--- START OF SUPPLIED DATA ---
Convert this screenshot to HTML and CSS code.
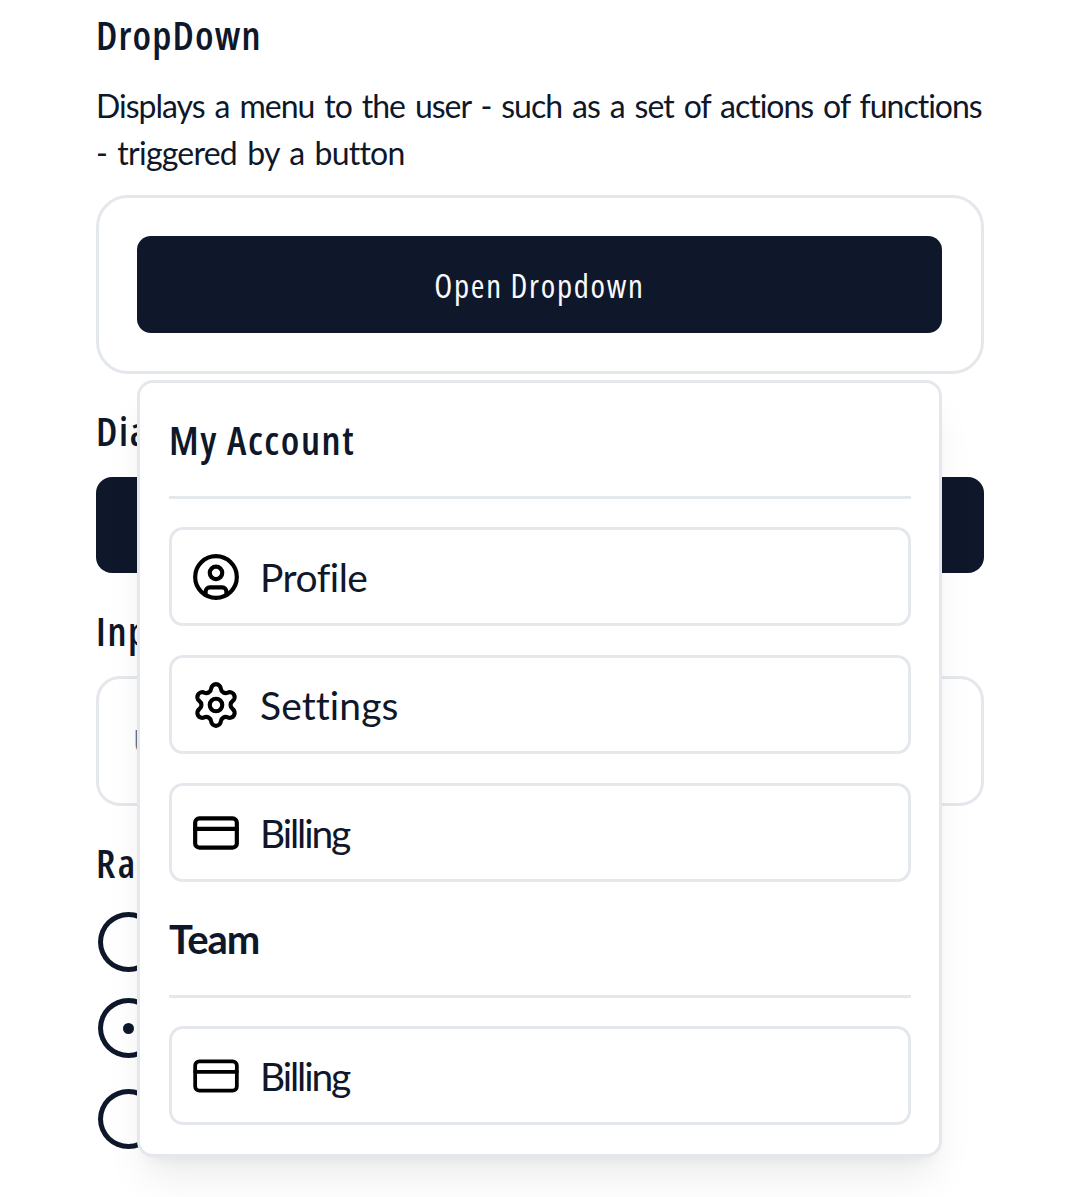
FILE: index.html
```html
<!DOCTYPE html>
<html lang="en">
<head>
<meta charset="utf-8">
<title>Components</title>
<link rel="stylesheet" href="styles.css">
</head>
<body>
<main class="page">
  <h2 class="heading first">DropDown</h2>
  <p class="description">Displays a menu to the user - such as a set of actions of functions<br><span class="second-line">- triggered by a button</span></p>
  <section class="card">
    <button class="button">Open Dropdown</button>
    <div class="menu">
      <h3 class="menu-label">My Account</h3>
      <hr class="separator">
      <div class="menu-item profile">
        <svg class="icon" viewBox="0 0 24 24"><circle cx="12" cy="12" r="10"/><circle cx="12" cy="10" r="3"/><path d="M7 20.662V19a2 2 0 0 1 2-2h6a2 2 0 0 1 2 2v1.662"/></svg>
        <span>Profile</span>
      </div>
      <div class="menu-item settings">
        <svg class="icon" viewBox="0 0 24 24"><path d="M9.671 4.136a2.34 2.34 0 0 1 4.659 0 2.34 2.34 0 0 0 3.319 1.915 2.34 2.34 0 0 1 2.33 4.033 2.34 2.34 0 0 0 0 3.831 2.34 2.34 0 0 1-2.33 4.033 2.34 2.34 0 0 0-3.319 1.915 2.34 2.34 0 0 1-4.659 0 2.34 2.34 0 0 0-3.32-1.915 2.34 2.34 0 0 1-2.33-4.033 2.34 2.34 0 0 0 0-3.831A2.34 2.34 0 0 1 6.35 6.051a2.34 2.34 0 0 0 3.319-1.915"/><circle cx="12" cy="12" r="3"/></svg>
        <span>Settings</span>
      </div>
      <div class="menu-item">
        <svg class="icon" viewBox="0 0 24 24"><rect x="2" y="5" width="20" height="14" rx="2"/><path d="M2 10h20"/></svg>
        <span>Billing</span>
      </div>
      <h3 class="menu-label team">Team</h3>
      <hr class="separator">
      <div class="menu-item">
        <svg class="icon thin" viewBox="0 0 24 24"><rect x="2" y="5" width="20" height="14" rx="2"/><path d="M2 10h20"/></svg>
        <span>Billing</span>
      </div>
    </div>
  </section>
  <h2 class="heading dialog">Dialog</h2>
  <button class="button wide"></button>
  <h2 class="heading input-title">Input</h2>
  <div class="input">Username</div>
  <h2 class="heading radio-title">Radio</h2>
  <div class="radios">
    <span class="radio"></span>
    <span class="radio checked"></span>
    <span class="radio last"></span>
  </div>
  <h2 class="heading slider-title">Slider</h2>
</main>
</body>
</html>
```
FILE: styles.css
```css
* { box-sizing: border-box; }

body {
  margin: 0;
  height: 1197px;
  overflow: hidden;
  background: #fff;
  color: #0f172a;
  font-family: Lato, "Open Sans", sans-serif;
}

.page { padding: 7px 96px 0; }

.heading, .menu-label {
  margin: 0;
  font-family: "Open Sans", "Noto Sans", sans-serif;
  font-stretch: 75%;
  font-size: 40px;
  line-height: 56px;
  font-weight: 600;
  letter-spacing: 1.6px;
  white-space: nowrap;
}

.heading.first { letter-spacing: 1.1px; }

.description {
  margin: 19px 0 0;
  font-size: 32px;
  line-height: 47px;
  letter-spacing: -1px;
  word-spacing: 2.75px;
  white-space: nowrap;
}

.second-line { letter-spacing: -0.75px; }

.card {
  position: relative;
  height: 179px;
  margin-top: 19px;
  padding: 38px 39px 38px 38px;
  border: 3px solid #e4e8ec;
  border-radius: 32px;
}

.button {
  display: block;
  width: 100%;
  height: 97px;
  padding: 2px 0 0;
  border: 0;
  border-radius: 14px;
  background: #0f172a;
  color: #f8fafc;
  font-family: "Open Sans", "Noto Sans", sans-serif;
  font-stretch: 75%;
  font-size: 33px;
  letter-spacing: 1.7px;
}

.menu {
  position: absolute;
  z-index: 10;
  top: 182px;
  left: 38px;
  right: 39px;
  height: 777px;
  padding: 29px 28px 29px 29px;
  border: 3px solid #e4e8ec;
  border-radius: 16px;
  background: #fff;
  box-shadow: 0 27px 40px -8px rgba(0, 0, 0, 0.08), 0 11px 16px -11px rgba(0, 0, 0, 0.08);
}

.separator {
  height: 3px;
  margin: 28px 0;
  border: 0;
  background: #e2e8ec;
}

.menu-item {
  display: flex;
  align-items: center;
  gap: 19px;
  height: 99px;
  margin-bottom: 29px;
  padding-left: 19px;
  border: 3px solid #e4e8ec;
  border-radius: 14px;
  font-size: 39px;
  letter-spacing: -2.1px;
}

.profile { letter-spacing: -0.5px; }
.settings { letter-spacing: 0.1px; }

.team {
  font-family: Lato, sans-serif;
  font-weight: 700;
  letter-spacing: -1px;
}

.icon {
  flex: none;
  width: 50px;
  height: 50px;
  fill: none;
  stroke: #000;
  stroke-width: 2;
  stroke-linecap: round;
  stroke-linejoin: round;
}

.thin { stroke-width: 1.8; }

.dialog { margin-top: 29px; }
.wide { height: 96px; margin-top: 18px; border-radius: 16px; }
.input-title { margin-top: 30px; }

.input {
  height: 130px;
  margin-top: 17px;
  padding-left: 34px;
  border: 3px solid #e4e8ec;
  border-radius: 24px;
  color: #64748b;
  font-size: 32px;
  line-height: 126px;
}

.radio-title { margin-top: 29px; letter-spacing: 2.5px; }

.radios {
  display: flex;
  flex-direction: column;
  gap: 26px;
  margin-top: 21px;
  padding-left: 2px;
}

.radio {
  display: grid;
  place-items: center;
  width: 61px;
  height: 60px;
  border: 5px solid #0f172a;
  border-radius: 50%;
}

.radio.last { margin-top: 5px; }

.checked::after {
  content: "";
  width: 11px;
  height: 11px;
  border-radius: 50%;
  background: #0f172a;
}

.slider-title { margin-top: 34.6px; letter-spacing: 3px; }
```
--- END OF SUPPLIED DATA ---
THE TASK » Copy each line above precisely, dropping the pictures.

CORRECT RESPONSE »
Convert this screenshot to HTML and CSS code.
FILE: index.html
```html
<!DOCTYPE html>
<html lang="en">
<head>
<meta charset="utf-8">
<title>Components</title>
<link rel="stylesheet" href="styles.css">
</head>
<body>
<main class="page">
  <h2 class="heading first">DropDown</h2>
  <p class="description">Displays a menu to the user - such as a set of actions of functions<br><span class="second-line">- triggered by a button</span></p>
  <section class="card">
    <button class="button">Open Dropdown</button>
    <div class="menu">
      <h3 class="menu-label">My Account</h3>
      <hr class="separator">
      <div class="menu-item profile">
        <svg class="icon" viewBox="0 0 24 24"><circle cx="12" cy="12" r="10"/><circle cx="12" cy="10" r="3"/><path d="M7 20.662V19a2 2 0 0 1 2-2h6a2 2 0 0 1 2 2v1.662"/></svg>
        <span>Profile</span>
      </div>
      <div class="menu-item settings">
        <svg class="icon" viewBox="0 0 24 24"><path d="M9.671 4.136a2.34 2.34 0 0 1 4.659 0 2.34 2.34 0 0 0 3.319 1.915 2.34 2.34 0 0 1 2.33 4.033 2.34 2.34 0 0 0 0 3.831 2.34 2.34 0 0 1-2.33 4.033 2.34 2.34 0 0 0-3.319 1.915 2.34 2.34 0 0 1-4.659 0 2.34 2.34 0 0 0-3.32-1.915 2.34 2.34 0 0 1-2.33-4.033 2.34 2.34 0 0 0 0-3.831A2.34 2.34 0 0 1 6.35 6.051a2.34 2.34 0 0 0 3.319-1.915"/><circle cx="12" cy="12" r="3"/></svg>
        <span>Settings</span>
      </div>
      <div class="menu-item">
        <svg class="icon" viewBox="0 0 24 24"><rect x="2" y="5" width="20" height="14" rx="2"/><path d="M2 10h20"/></svg>
        <span>Billing</span>
      </div>
      <h3 class="menu-label team">Team</h3>
      <hr class="separator">
      <div class="menu-item">
        <svg class="icon thin" viewBox="0 0 24 24"><rect x="2" y="5" width="20" height="14" rx="2"/><path d="M2 10h20"/></svg>
        <span>Billing</span>
      </div>
    </div>
  </section>
  <h2 class="heading dialog">Dialog</h2>
  <button class="button wide"></button>
  <h2 class="heading input-title">Input</h2>
  <div class="input">Username</div>
  <h2 class="heading radio-title">Radio</h2>
  <div class="radios">
    <span class="radio"></span>
    <span class="radio checked"></span>
    <span class="radio last"></span>
  </div>
  <h2 class="heading slider-title">Slider</h2>
</main>
</body>
</html>
```
FILE: styles.css
```css
* { box-sizing: border-box; }

body {
  margin: 0;
  height: 1197px;
  overflow: hidden;
  background: #fff;
  color: #0f172a;
  font-family: Lato, "Open Sans", sans-serif;
}

.page { padding: 7px 96px 0; }

.heading, .menu-label {
  margin: 0;
  font-family: "Open Sans", "Noto Sans", sans-serif;
  font-stretch: 75%;
  font-size: 40px;
  line-height: 56px;
  font-weight: 600;
  letter-spacing: 1.6px;
  white-space: nowrap;
}

.heading.first { letter-spacing: 1.1px; }

.description {
  margin: 19px 0 0;
  font-size: 32px;
  line-height: 47px;
  letter-spacing: -1px;
  word-spacing: 2.75px;
  white-space: nowrap;
}

.second-line { letter-spacing: -0.75px; }

.card {
  position: relative;
  height: 179px;
  margin-top: 19px;
  padding: 38px 39px 38px 38px;
  border: 3px solid #e4e8ec;
  border-radius: 32px;
}

.button {
  display: block;
  width: 100%;
  height: 97px;
  padding: 2px 0 0;
  border: 0;
  border-radius: 14px;
  background: #0f172a;
  color: #f8fafc;
  font-family: "Open Sans", "Noto Sans", sans-serif;
  font-stretch: 75%;
  font-size: 33px;
  letter-spacing: 1.7px;
}

.menu {
  position: absolute;
  z-index: 10;
  top: 182px;
  left: 38px;
  right: 39px;
  height: 777px;
  padding: 29px 28px 29px 29px;
  border: 3px solid #e4e8ec;
  border-radius: 16px;
  background: #fff;
  box-shadow: 0 27px 40px -8px rgba(0, 0, 0, 0.08), 0 11px 16px -11px rgba(0, 0, 0, 0.08);
}

.separator {
  height: 3px;
  margin: 28px 0;
  border: 0;
  background: #e2e8ec;
}

.menu-item {
  display: flex;
  align-items: center;
  gap: 19px;
  height: 99px;
  margin-bottom: 29px;
  padding-left: 19px;
  border: 3px solid #e4e8ec;
  border-radius: 14px;
  font-size: 39px;
  letter-spacing: -2.1px;
}

.profile { letter-spacing: -0.5px; }
.settings { letter-spacing: 0.1px; }

.team {
  font-family: Lato, sans-serif;
  font-weight: 700;
  letter-spacing: -1px;
}

.icon {
  flex: none;
  width: 50px;
  height: 50px;
  fill: none;
  stroke: #000;
  stroke-width: 2;
  stroke-linecap: round;
  stroke-linejoin: round;
}

.thin { stroke-width: 1.8; }

.dialog { margin-top: 29px; }
.wide { height: 96px; margin-top: 18px; border-radius: 16px; }
.input-title { margin-top: 30px; }

.input {
  height: 130px;
  margin-top: 17px;
  padding-left: 34px;
  border: 3px solid #e4e8ec;
  border-radius: 24px;
  color: #64748b;
  font-size: 32px;
  line-height: 126px;
}

.radio-title { margin-top: 29px; letter-spacing: 2.5px; }

.radios {
  display: flex;
  flex-direction: column;
  gap: 26px;
  margin-top: 21px;
  padding-left: 2px;
}

.radio {
  display: grid;
  place-items: center;
  width: 61px;
  height: 60px;
  border: 5px solid #0f172a;
  border-radius: 50%;
}

.radio.last { margin-top: 5px; }

.checked::after {
  content: "";
  width: 11px;
  height: 11px;
  border-radius: 50%;
  background: #0f172a;
}

.slider-title { margin-top: 34.6px; letter-spacing: 3px; }
```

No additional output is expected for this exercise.